Tibetan icon a rallying point for nationalists

By Philip P. Pan
Washington Post

SHIGATSE, China — His picture is as common in Tibet as Mao Zedong's is in other parts of China. His broad, square face, often wearing a slight, mysterious smile, looks down from the walls of teahouses and temples, shops and restaurants, even nightclubs.

To the Chinese government, these portraits of Choekyi Gyaltsen are signs of patriotism. He was the 10th incarnation of the Panchen Lama, the second-holiest figure in Tibetan Buddhism. But more important, officials say, the highly ranked monk who defended China's right to rule Tibet after the Dalai Lama fled into exile was a loyal servant of the Communist Party.

Many Tibetans honor the Panchen Lama for a different reason. Though some once considered him a traitor, they now remember him as a leader who made the best of a difficult situation, went to prison for challenging Mao's policies and continued fighting to preserve Tibetan language, culture and religion even after he was released.

To them, putting up the Panchen Lama's picture is a subtle protest against the restrictive cultural policies that China adopted in Tibet after his death in 1989.

"We love him because he wasn't afraid to stand up and speak out for the Tibetan people," said Basang, 61, who runs a small grocery store in Shigatse, Tibet's second-largest city and the traditional home of the Panchen Lama. "While he was alive, we had hope. But there's no one like him now. Everyone is too afraid."

Today, almost all of the policies he advocated have been dismantled or abandoned. Instead, the Chinese government is engaged in a campaign to weaken the influence of Tibetan Buddhism and silence those who believe Tibet should preserve a cultural identity separate from China's. The crackdown complements its efforts to tie Tibet more closely to the rest of the country by lifting limits on Chinese migration and pouring billions of dollars into the region.

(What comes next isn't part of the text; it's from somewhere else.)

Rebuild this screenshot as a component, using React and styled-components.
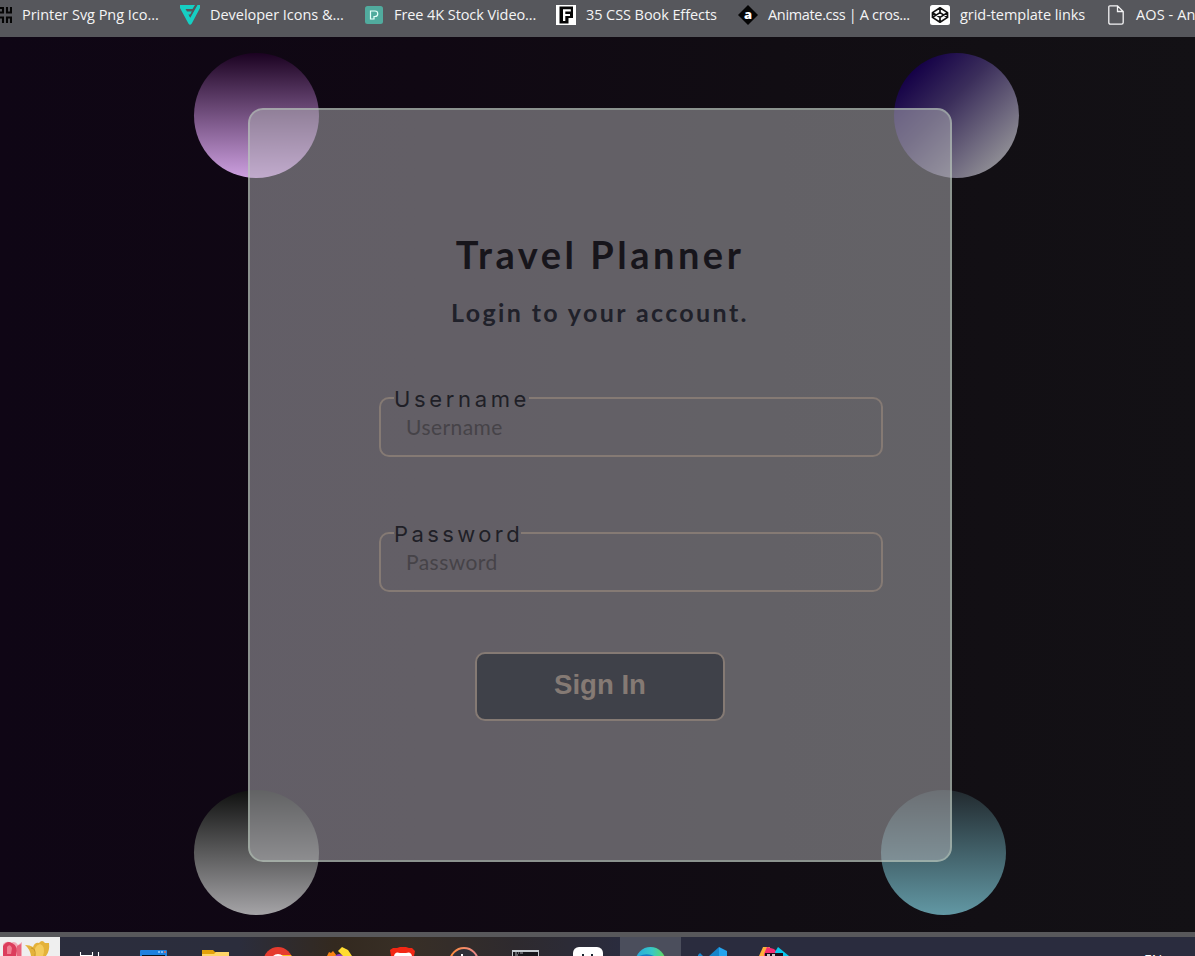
import React from 'react';
import styled, { createGlobalStyle } from 'styled-components';

const Global = createGlobalStyle`
  *, *::before, *::after { box-sizing: border-box; }
  body { margin: 0; overflow: hidden; background: #110c14; }
`;

const Screen = styled.div`
  width: 1195px;
  height: 956px;
  display: flex;
  flex-direction: column;
  overflow: hidden;
`;

const BookmarksBar = styled.nav`
  flex: none;
  height: 37px;
  padding-top: 3px;
  display: flex;
  align-items: flex-start;
  overflow: hidden;
  background: #56575c;
`;

const BookmarkTrack = styled.div`
  display: flex;
  margin-left: -8px;
`;

const Bookmark = styled.a`
  flex: none;
  width: ${(p) => p.$width}px;
  height: 24px;
  display: flex;
  align-items: center;
  gap: 10px;
  svg { flex: none; display: block; }
`;

const BookmarkLabel = styled.span`
  font: 400 14.5px/24px "Open Sans", "Noto Sans", sans-serif;
  letter-spacing: ${(p) => p.$spacing}px;
  color: #f4f4f5;
  white-space: nowrap;
`;

const Stage = styled.main`
  flex: none;
  position: relative;
  height: 895px;
  padding: 71px 0 0 248px;
  background: linear-gradient(90deg, #0f0615 0%, #100813 35%, #110d13 65%, #131115 100%);
`;

const Orb = styled.div`
  position: absolute;
  left: ${(p) => p.$left}px;
  top: ${(p) => p.$top}px;
  width: 125px;
  height: 125px;
  border-radius: 50%;
  background: ${(p) => p.$fill};
`;

const Card = styled.form`
  position: relative;
  width: 704px;
  height: 754px;
  padding-top: 121px;
  display: flex;
  flex-direction: column;
  align-items: center;
  border: 2px solid rgba(188, 208, 190, 0.45);
  border-radius: 15px;
  background: rgba(182, 181, 185, 0.5);
`;

const Title = styled.h1`
  margin: 0;
  height: 46px;
  font: 700 38px/46px Lato, sans-serif;
  letter-spacing: 3.5px;
  color: #17151b;
  white-space: nowrap;
`;

const Subtitle = styled.h2`
  margin: 19px 0 0;
  height: 32px;
  font: 700 25px/32px Lato, sans-serif;
  letter-spacing: 2.38px;
  color: #20212a;
  white-space: nowrap;
`;

const Field = styled.fieldset`
  margin: ${(p) => p.$top}px 0 0 62px;
  width: 504px;
  height: 71px;
  padding: 0 12px 0 13px;
  border: 2px solid #857a74;
  border-radius: 10px;
`;

const Legend = styled.legend`
  height: 24px;
  width: ${(p) => p.$width}px;
  padding: 1px 0 0;
  font: 400 22px/24px Inter, sans-serif;
  letter-spacing: ${(p) => p.$spacing}px;
  color: #201f27;
  white-space: nowrap;
`;

const Input = styled.input`
  display: block;
  width: 100%;
  height: 32px;
  margin-top: 1px;
  padding: 0 12px;
  border: 0;
  outline: 0;
  background: transparent;
  font: 400 21px/32px Lato, sans-serif;
  letter-spacing: 0.45px;
  &::placeholder { color: #464348; opacity: 1; }
`;

const SignIn = styled.button`
  margin-top: 60px;
  width: 250px;
  height: 69px;
  padding: 0 0 4px;
  border: 2px solid #857a74;
  border-radius: 10px;
  background: #3f4149;
  color: #857a74;
  font: 700 27.6px/32px "Liberation Sans", sans-serif;
`;

const WindowEdge = styled.div`
  flex: none;
  height: 5px;
  background: #58585b;
`;

const Taskbar = styled.footer`
  flex: none;
  height: 19px;
  display: flex;
  overflow: hidden;
  background: linear-gradient(90deg, #2b2d3d 0%, #2b2d3c 20%, #33291f 28%, #382f26 34%, #2e2a2e 43%, #2a2c3e 52%, #2a2c3e 100%);
`;

const Widget = styled.div`
  flex: none;
  width: 60px;
  height: 19px;
  background: #efefef;
  svg { display: block; }
`;

const Slot = styled.div`
  flex: none;
  width: ${(p) => p.$width}px;
  height: 19px;
  padding-top: 10px;
  display: flex;
  justify-content: center;
  background: ${(p) => (p.$active ? '#4b4e5c' : 'transparent')};
  svg { display: block; flex: none; }
`;

const Language = styled.span`
  margin: 14px 0 0 auto;
  width: 51px;
  font: 400 14px/18px "Open Sans", sans-serif;
  color: #fff;
`;

const Glyph = ({ children, w = 20, h = 20 }) => (
  <svg width={w} height={h} viewBox={`0 0 ${w} ${h}`} fill="none">{children}</svg>
);

const bookmarks = [
  { label: 'Printer Svg Png Ico...', width: 188, spacing: -0.03, icon: (
    <Glyph><path d="M8 3H12M11 3V8M8 7.5H12M15 2V7.5H19V2M8 12.5H11V18M15 18V12.5H19V18" stroke="#050505" strokeWidth="2.1" /></Glyph>) },
  { label: 'Developer Icons &...', width: 184, spacing: -0.03, icon: (
    <Glyph>
      <path d="M0 0H15L12.5 4H5.5L7 6.6H12L10.5 9.5H8.4L10.3 12.8L17.5 0H20V3L11.8 18.5Q10 21 8.4 18.6L0 3Z" fill="#16cfc3" />
      <path d="M16.2 0L9.8 11.5" stroke="#56575c" strokeWidth="1.1" />
    </Glyph>) },
  { label: 'Free 4K Stock Video...', width: 192, spacing: -0.08, icon: (
    <Glyph>
      <rect x="1" y="1" width="18" height="18" rx="2.5" fill="#51ab9e" />
      <path d="M6.5 14V6H11A2.7 2.7 0 0 1 11 11.5H10V14Z" stroke="#e6fffa" strokeWidth="1.2" />
    </Glyph>) },
  { label: '35 CSS Book Effects', width: 182, spacing: -0.08, icon: (
    <Glyph>
      <rect width="20" height="20" fill="#fff" />
      <path d="M3.5 1.5H17V13H12.5V18.5H3.5Z" fill="#050505" />
      <path d="M7 4.2H14.8V6.4H9.3V9H14V11.1H9.3V16H7Z" fill="#fff" />
    </Glyph>) },
  { label: 'Animate.css | A cros...', width: 192, spacing: -0.34, icon: (
    <Glyph>
      <path d="M10 0L20 10L10 20L0 10Z" fill="#050505" />
      <text x="10" y="14" textAnchor="middle" fontFamily="Open Sans, sans-serif" fontWeight="800" fontSize="13" fill="#fff">a</text>
    </Glyph>) },
  { label: 'grid-template links', width: 176, spacing: -0.05, icon: (
    <Glyph>
      <rect width="20" height="20" rx="2.5" fill="#fff" />
      <path d="M10 2.8L17.5 7.6V12.4L10 17.2L2.5 12.4V7.6ZM2.5 7.6L10 12.4L17.5 7.6M2.5 12.4L10 7.6L17.5 12.4M10 2.8V7.6M10 12.4V17.2" stroke="#111" strokeWidth="1.7" strokeLinejoin="round" />
    </Glyph>) },
  { label: 'AOS - Animate', width: 130, spacing: 0.1, icon: (
    <Glyph><path d="M4 .8H11.5L17.2 6.5V17.5Q17.2 19.2 15.5 19.2H4.5Q2.8 19.2 2.8 17.5V2Q2.8 .8 4 .8ZM11.5 1V6.5H17" stroke="#f4f4f5" strokeWidth="1.3" /></Glyph>) },
];

const apps = [
  { id: 'tasks', width: 62, icon: <path d="M5.5 5V9M17.5 5V9M23.5 5V9M5.5 8.5H17.5" stroke="#fff" strokeWidth="1.1" /> },
  { id: 'window', icon: <><path d="M3 9V4Q3 3 4 3H29Q30 3 30 4V9Z" fill="#1f81df" /><path d="M5 8H28V9H5Z" fill="#071521" /><path d="M21 5H23M24 5H26" stroke="#9ed0ff" strokeWidth="1.5" /><path d="M27 5H29" stroke="#e77257" strokeWidth="1.5" /></> },
  { id: 'files', icon: <><path d="M3 3H14L16 5H30V9H3Z" fill="#e3a20b" /><path d="M3 7H15L17 5H30V9H3Z" fill="#ffd568" /></> },
  { id: 'chrome', icon: <><circle cx="16" cy="14.5" r="14.5" fill="#e63b2e" /><path d="M16 8H29Q31 10 30 13H16Z" fill="#fbbc1b" /><circle cx="16" cy="14" r="7" fill="#fff" /></> },
  { id: 'tools', icon: <><path d="M3 9L5 5L7 6L9 4L13 9Z" fill="#f98412" /><path d="M11 9Q15 5 20 9Z" fill="#923fc1" /><path d="M14 4L18 0L24 3L28 9H19Z" fill="#ffdc31" /></> },
  { id: 'brave', icon: <><path d="M4 3L7 1L11 1L14 0H20L23 1L26 1L29 4L28 9H5Z" fill="#f32714" /><path d="M8 9Q9 4 14 6H20Q25 4 26 9Z" fill="#fff" /></> },
  { id: 'player', icon: <><circle cx="16" cy="15" r="14" fill="#303139" stroke="url(#ring)" strokeWidth="2" /><path d="M14 7V9" stroke="#fff" strokeWidth="2" /><defs><linearGradient id="ring"><stop stopColor="#ff8b39" /><stop offset="1" stopColor="#e9898e" /></linearGradient></defs></> },
  { id: 'terminal', icon: <><path d="M1 3H28V9H1Z" fill="#c6cbd0" /><path d="M2 5H27V9H2Z" fill="#17171c" /><path d="M4 6H6M7 6H8M9 6H12M4 8H7" stroke="#a9aab0" /></> },
  { id: 'face', icon: <><rect x="0" y="0" width="30" height="20" rx="6" fill="#fff" /><path d="M10 7V9M19 7V9" stroke="#17232d" strokeWidth="2" /></> },
  { id: 'edge', width: 61, active: true, icon: <><circle cx="15.5" cy="15" r="15" fill="url(#wave)" /><path d="M2 10Q11 5 19 9V10Z" fill="#177cc5" /><defs><linearGradient id="wave"><stop stopColor="#25a9de" /><stop offset=".55" stopColor="#38c8c6" /><stop offset="1" stopColor="#61dc57" /></linearGradient></defs></> },
  { id: 'code', icon: <><path d="M2 8L4 6L7 9H2Z" fill="#168ad1" /><path d="M13 9L23 0V9Z" fill="#1684ca" /><path d="M23 0L31 4V9H23Z" fill="#24a4ee" /></> },
  { id: 'ide', icon: <><path d="M1 9L5 0H12L9 9Z" fill="#ffae3b" /><path d="M6 7L9 0L16 2L20 6V9H6Z" fill="#f52d73" /><path d="M17 5L20 0L31 9H18Z" fill="#09c7ed" /><path d="M7 6H25V9H7Z" fill="#200d1b" /><path d="M9 8H12M14 8H17" stroke="#fff" strokeWidth="1.5" /></> },
];

const Tulips = () => (
  <svg width="60" height="19" viewBox="0 0 60 19">
    <path d="M3 19V7Q7 3 11 6Q15 3 18 8L22 5V19Z" fill="#f2a9b6" />
    <path d="M3 19V9Q7 3 12 6Q19 9 16 19Z" fill="#dc3d5c" />
    <path d="M7 10Q10 6 12 11L11 17H7Z" fill="#ef7f92" />
    <path d="M17 9L21 7V19H17Z" fill="#e7637c" />
    <path d="M25 8Q30 8 33 10Q35 5 39 6Q42 2 45 6L49 6Q50 14 46 19H31Q30 12 25 8Z" fill="#e4b23a" />
    <path d="M35 19Q33 9 40 7Q46 9 43 19Z" fill="#f4cb5c" />
    <path d="M31 11Q36 11 35 19" stroke="#c89427" fill="none" />
  </svg>
);

export default function App() {
  return (
    <Screen>
      <Global />
      <BookmarksBar>
        <BookmarkTrack>
          {bookmarks.map((b) => (
            <Bookmark key={b.label} $width={b.width}>
              {b.icon}
              <BookmarkLabel $spacing={b.spacing}>{b.label}</BookmarkLabel>
            </Bookmark>
          ))}
        </BookmarkTrack>
      </BookmarksBar>
      <Stage>
        <Orb $left={194.4} $top={16.4} $fill="linear-gradient(180deg, #1b0221 0%, #cda0e0 100%)" />
        <Orb $left={894.4} $top={16.4} $fill="linear-gradient(135deg, #140047 14%, #3b2e5b 42%, #929197 88%)" />
        <Orb $left={194.4} $top={753.4} $fill="linear-gradient(180deg, #0f100f 0%, #a5a4a7 100%)" />
        <Orb $left={881.4} $top={753.4} $fill="linear-gradient(180deg, #222a2f 0%, #6298a4 100%)" />
        <Card onSubmit={(e) => e.preventDefault()}>
          <Title>Travel Planner</Title>
          <Subtitle>Login to your account.</Subtitle>
          <Field $top={58}>
            <Legend $width={135} $spacing={3.65}>Username</Legend>
            <Input placeholder="Username" />
          </Field>
          <Field $top={64}>
            <Legend $width={127} $spacing={3.4}>Password</Legend>
            <Input type="password" placeholder="Password" />
          </Field>
          <SignIn type="submit">Sign In</SignIn>
        </Card>
      </Stage>
      <WindowEdge />
      <Taskbar>
        <Widget><Tulips /></Widget>
        {apps.map((a) => (
          <Slot key={a.id} $active={a.active} $width={a.width || 62.25}>
            <Glyph w={32} h={9}>{a.icon}</Glyph>
          </Slot>
        ))}
        <Language>EN</Language>
      </Taskbar>
    </Screen>
  );
}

Dozens of interviews conducted during an eight-day trip across Tibet provided a glimpse of the government's strategy. Adopted in the early 1990s, it reflects a conclusion by the Communist Party that liberal cultural policies such as those supported by the Panchen Lama fueled ethnic nationalism and resulted in a wave of pro-independence protests in Tibet in the late 1980s.

China's policies are based on the assumption that the best way to fight Tibetan nationalism is to limit expressions of its culture, particularly religion. The government maintains tight control of Tibet's monasteries, restricting the number of monks and nuns who can worship. It has banned religious teachings considered politically sensitive and has suspended various tests that would allow monks to advance in their studies.

In the late 1990s, China sent teams of officials to purge every temple of monks and nuns who refused to denounce the Dalai Lama, the exiled Tibetan spiritual leader. Hundreds of monks and nuns fled to India or were defrocked, and several were imprisoned, leaving the monasteries under more pliable leadership.

At Tibet University in Lhasa, officials said students are prohibited from praying at temples or taking part in other religious activities, and face expulsion if they do. Even in high schools and middle schools, students are often told not to practice religion, residents said.

The government is also trying to end the rural tradition of sending children to study in the monasteries, arguing that they should attend secular schools.

"In the monasteries, they only learn Tibetan and the sutras," said Deji, the top government official in Lhoka prefecture, who like many Tibetans has only one name. "They won't be well-educated because they won't have physics or chemistry or other modern subjects."